A further 28.3% of workers - mainly in the public sector - enjoy defined benefit of 'final salary' pensions, where the retirement income reflects an employee's earnings during their career and a further 16.3% have defined contribution or 'money purchase' pensions, where the retirement income reflects the savings put aside by the worker and their employer.

Another 17.5% of employees are in a Group Personal Pension (GPP), an increasingly common arrangement, where employees of an employer or group of employers take part in a personal pension on a group basis.

The employer sets up the GPP and contributes to it - but, ultimately, the pension paid in retirement again depends on the sums saved by both employee and employer and the contract is between the worker and the life company providing the pension.
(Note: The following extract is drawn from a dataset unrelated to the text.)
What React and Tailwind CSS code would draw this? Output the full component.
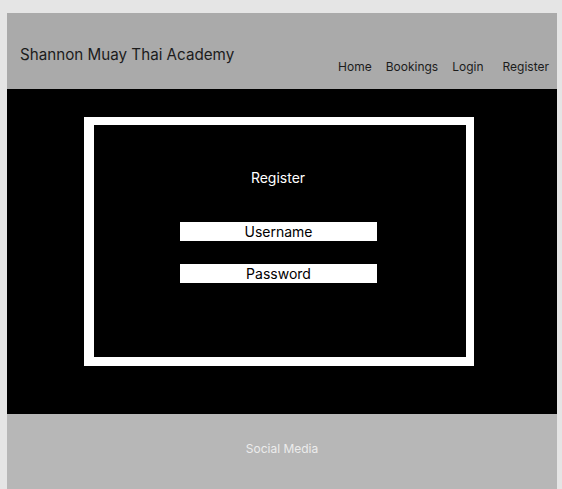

That figure of 36.5% who have no pension is likely to come down in coming years.

Since 2012, 'auto enrolment' - where employers are obliged to set up a workplace pension scheme in which workers automatically become a member unless they opt out - has seen 9 million workers join schemes, many of whom might not previously have had a pension.

The process has only been rolled out over time, starting with bigger employers, so the number of people with no workplace pension should fall.

Another crumb of comfort is that, in 2010, future pension promises made by the taxpayer represented 243% of GDP. By the end of 2015, it had fallen to 215% of GDP.

Still. £5.3trn. It is, as Sir Steve says, a mind-boggling sum.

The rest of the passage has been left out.